Estamos destinados (iba a decir que estamos condenados, pero no lo considero en absoluto una condena) a encontrarnos, a dejar de mirarnos a través de esa barrera de seguridad que hemos impuesto, que baja picantes y especias, nos mantiene dentro de nuestra zona de confort y nos permite sentirnos aventureros por un rato sin salir de la seguridad de lo que nos resulta familiar.

Nosotros, los habitantes de la Península Ibérica, conquistados, repoblados y mezclados desde hace milenios con romanos, cartagineses, visigodos, suevos, musulmanes diversos, judíos llegados de la diáspora, nosotros que nos mestizamos luego en América, en Asia y en África, que emigramos a Venezuela, a Cuba o a Argentina, después a Suiza o a Alemania seguimos mirando con miedo a los de fuera, queremos tocar pero no mancharnos, queremos probar pero no salir de nuestros sabores de siempre.

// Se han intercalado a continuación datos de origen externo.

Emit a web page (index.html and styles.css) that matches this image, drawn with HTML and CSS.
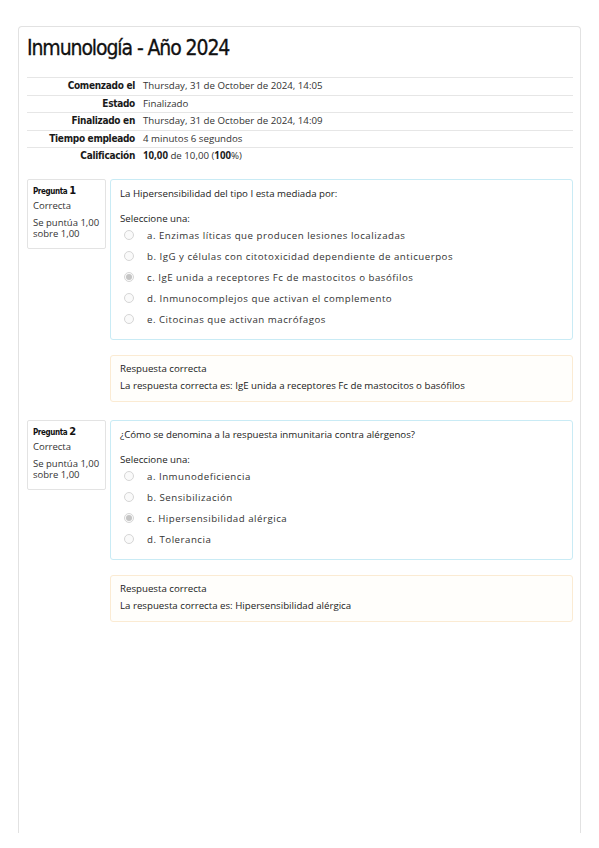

Mantenernos dentro de ese caparazón es, en términos gastronómicos, una muestra de pobreza cultural. Tenemos que decidirnos, que zambullirnos y curiosear, sentir por un momento que somos nosotros los que estamos un poco fuera de sitio. Tenemos el privilegio de contar en nuestras ciudades con excelentes restaurantes auténticos, tal vez no tan deslumbrantes como otros, al alcance de nuestra mano. Y lo mejor de todo es que todo eso no es ya algo extraño en nuestras ciudades sino parte de ellas, algo que las enriquece y las hace mucho más interesantes. Tal vez la gastronomía sea un buen punto de partida para comenzar a darse cuenta.